The cyclic voltammetry (CV) test results were profiled in Figure 5a. There are two pairs of redox peaks at around 3.5 V and 4.1 V, corresponding to the Fe²⁺/Fe³⁺ and Mn²⁺/Mn³⁺ redox couples, respectively [27]. This is consistent with the charge/discharge plateau voltages observed in the charge/discharge curves. Moreover, the LFMP-2Ag sample exhibits the smallest voltage gap between oxidation and reduction peaks, indicating that 2% Ag doping effectively reduces polarization within the LFMP material, thereby enhancing its electrochemical reversibility. The electrochemical impedance spectroscopy (EIS) in Figure 5b shows a decreasing charge transfer resistance (R_ct) with increasing Ag doping level. Of particular note, a significant reduction in R_ct can be observed for LFMP-2Ag (42.1 Ω) and LFMP-3Ag (40.9 Ω), much lower than the R_ct of LFMP without Ag doping (177.7 Ω). In these samples, an Ag-rich secondary phase is formed, creating conductive pathways between LFMP particles. These findings are consistent with the previous XRD analysis, confirming the role of excess Ag in improving charge transfer kinetics. The Li⁺ diffusion coefficients (D_Li+) of Ag-doped LFMP materials were determined by the GITT test. As shown in Figure 5c, D_Li+ for Ag-doped LFMP samples were found to be 10⁻¹⁰~10⁻¹³ cm² s⁻¹, comparable to those reported in studies [7,15,28,29,30], suggesting that Ag primarily enhances electronic conductivity as well as Li⁺ diffusion kinetics. A comparative summary of the proposed Ag-doped LFMP material and previously reported LMFP cathodes is provided in Table S1, indicating that Ag doping is a feasible strategy for improving the electrochemical performance of LFMP.

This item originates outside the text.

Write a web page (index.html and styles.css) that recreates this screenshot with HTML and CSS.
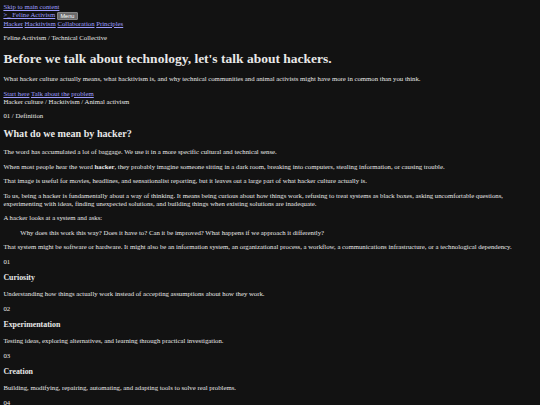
FILE: index.html
```html
<!DOCTYPE html>
<html lang="en">
<head>
<meta charset="utf-8">
<title>Feline Activism</title>
<link rel="stylesheet" href="styles.css">
</head>
<body>
<a class="skip" href="#main">Skip to main content</a>
<header class="site-header">
  <div class="brand-row"><a class="brand" href="#">&gt;_ Feline Activism</a> <button class="menu-btn" type="button">Menu</button></div>
  <nav class="nav"><a href="#">Hacker</a> <a href="#">Hacktivism</a> <a href="#">Collaboration</a> <a href="#">Principles</a></nav>
</header>
<main id="main">
  <section class="hero">
    <p class="eyebrow">Feline Activism / Technical Collective</p>
    <h1>Before we talk about technology, let's talk about hackers.</h1>
    <p>What hacker culture actually means, what hacktivism is, and why technical communities and animal activists might have more in common than you think.</p>
    <div class="cta"><a href="#">Start here</a> <a href="#">Talk about the problem</a></div>
    <div class="tags">Hacker culture / Hacktivism / Animal activism</div>
  </section>
  <section class="definition">
    <p class="eyebrow">01 / Definition</p>
    <h2>What do we mean by hacker?</h2>
    <p>The word has accumulated a lot of baggage. We use it in a more specific cultural and technical sense.</p>
    <p>When most people hear the word <strong>hacker</strong>, they probably imagine someone sitting in a dark room, breaking into computers, stealing information, or causing trouble.</p>
    <p>That image is useful for movies, headlines, and sensationalist reporting, but it leaves out a large part of what hacker culture actually is.</p>
    <p>To us, being a hacker is fundamentally about a way of thinking. It means being curious about how things work, refusing to treat systems as black boxes, asking uncomfortable questions, experimenting with ideas, finding unexpected solutions, and building things when existing solutions are inadequate.</p>
    <p>A hacker looks at a system and asks:</p>
    <blockquote>Why does this work this way? Does it have to? Can it be improved? What happens if we approach it differently?</blockquote>
    <p>That system might be software or hardware. It might also be an information system, an organizational process, a workflow, a communications infrastructure, or a technological dependency.</p>
    <div class="traits">
      <article class="trait"><p class="num">01</p><h3>Curiosity</h3><p>Understanding how things actually work instead of accepting assumptions about how they work.</p></article>
      <article class="trait"><p class="num">02</p><h3>Experimentation</h3><p>Testing ideas, exploring alternatives, and learning through practical investigation.</p></article>
      <article class="trait"><p class="num">03</p><h3>Creation</h3><p>Building, modifying, repairing, automating, and adapting tools to solve real problems.</p></article>
      <article class="trait"><p class="num">04</p><h3>Collaboration</h3><p>Sharing knowledge, documenting what we learn, and building on each other's work.</p></article>
    </div>
  </section>
</main>
</body>
</html>
```
FILE: styles.css
```css
html {
  background: #121212;
}
body {
  margin: 3.4px;
  font-family: "Liberation Serif", "DejaVu Serif", serif;
  font-size: 6.75px;
  line-height: 1.15;
  color: #e8e8e8;
  background: #121212;
}
a {
  color: #9e9eff;
}
.menu-btn {
  font-family: "Liberation Sans", Arial, sans-serif;
  font-size: 5.6px;
  line-height: 6px;
  color: #fff;
  background: #6b6b6b;
  border: 1px solid #858585;
  border-radius: 1px;
  padding: 0 2.5px;
  margin: 0;
  vertical-align: middle;
}
p {
  margin: 1em 0;
}
h1 {
  font-size: 2em;
  margin: 0.67em 0;
}
h2 {
  font-size: 1.5em;
  margin: 0.83em 0;
}
h3 {
  font-size: 1.17em;
  margin: 1em 0;
}
blockquote {
  margin: 1em 16.9px;
}
```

The preceding XRD refinement results confirm that Ag doping in the LFMP-2Ag sample effectively mitigates Jahn–Teller distortion in MnO₆ octahedra, thereby enhancing the electrochemical performance of the LFMP cathode material. To provide direct evidence of the suppression of Jahn–Teller distortion and reduction in Mn dissolution during cycling by Ag doping, the ICP-OES analysis was conducted on lithium metal anodes after 200 cycles at a 1C rate. Shown in

Table 3. Mn content on the anodes of LFMP and LFMP-2Ag.

Sample	Mn Content (ppm)
LFMP	18.34
LFMP-2Ag	5.18

below, a dramatic 68.4% reduction in Mn content on the Li anode was achieved by 2% Ag doping, demonstrating that Ag doping effectively suppresses Mn dissolution during electrochemical cycling, leading to a remarkable enhancement in the overall electrochemical performance.

4. Conclusions

In summary, the modification effect of Ag doping on LFMP cathode materials is investigated. LFMP materials with different Ag doping contents were prepared via a facile high-temperature solid-state approach, and the influence of Ag doping on the LFMP’s structure, conductivity and electrochemical behavior was systematically analyzed. The doped Ag exists as Ag⁺ in the LFMP lattice, while excess Ag presents as an Ag-rich secondary phase within the LFMP particles when the doping content is more than 1%. The optimized LFMP-2Ag sample exhibited enhanced electrochemical performance, including high specific capacity, better rate capability and increased cycling stability, which can be primarily attributed to the synergistic effects of facilitated charge transfer kinetics and reinforced structural integrity. This work demonstrates a practical and scalable Ag doping strategy for the enhancement of LFMP cathode materials, offering a critical theoretical framework for guiding the rational design of next-generation high-performance lithium-ion batteries.